West: Utah St., BYU, Nevada, Air Force, Wyoming, Nevada, UNLV
Pacific: Hawaii, Boise State, Fresno State, San Jose State, San Diego State, Idaho
Sunbelt and C-USA merge to form a very geographically clean conference in the mid-south. To round it off at 18 teams they pull up Appalachian State from FCS...
And the MAC simply goes from 14 to 16 by adding Army and Temple.
And there you have it.
I have yet to see a decent explanation about what is so magical about 16 teams. With 8 conference games that leaves 1 non-division game (9 conf games = 2 non-division...).

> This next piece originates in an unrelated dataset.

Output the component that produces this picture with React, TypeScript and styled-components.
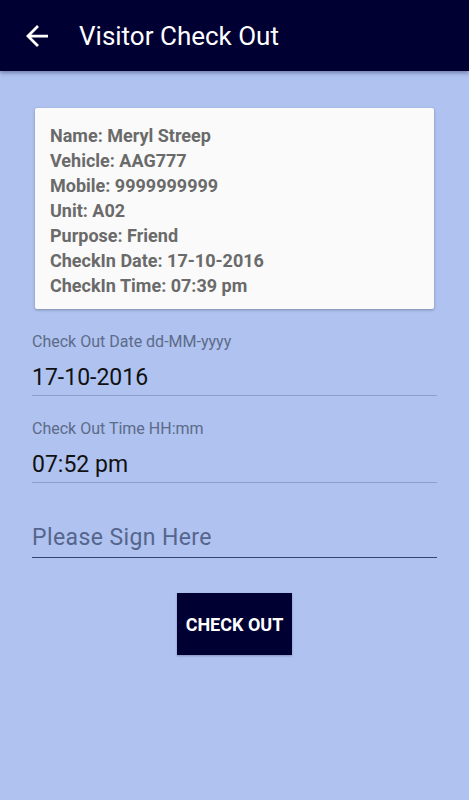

Makes for difficulties in achieving balanced strength of schedules.
The best idea i"ve seen is 4 pods, where teams within pods always play each other and pods pair up to make divisions, with the pod pairings rotating. So that in year 1 pod a + b make a division, yr 2 pod a + c... That way you play everyone in your conference once every three years. I actually think this concept works best with 20 teams and 9 conference games. So, you play everyone in your division each year but no one outside of your division.
Want a "protected" rivalry game -- get in the same pod.
I agree with questioning the magical 16.... wih 2 - 8 team divisions it creates a very unbalanced conference schedule even before considering the non-conference schedule.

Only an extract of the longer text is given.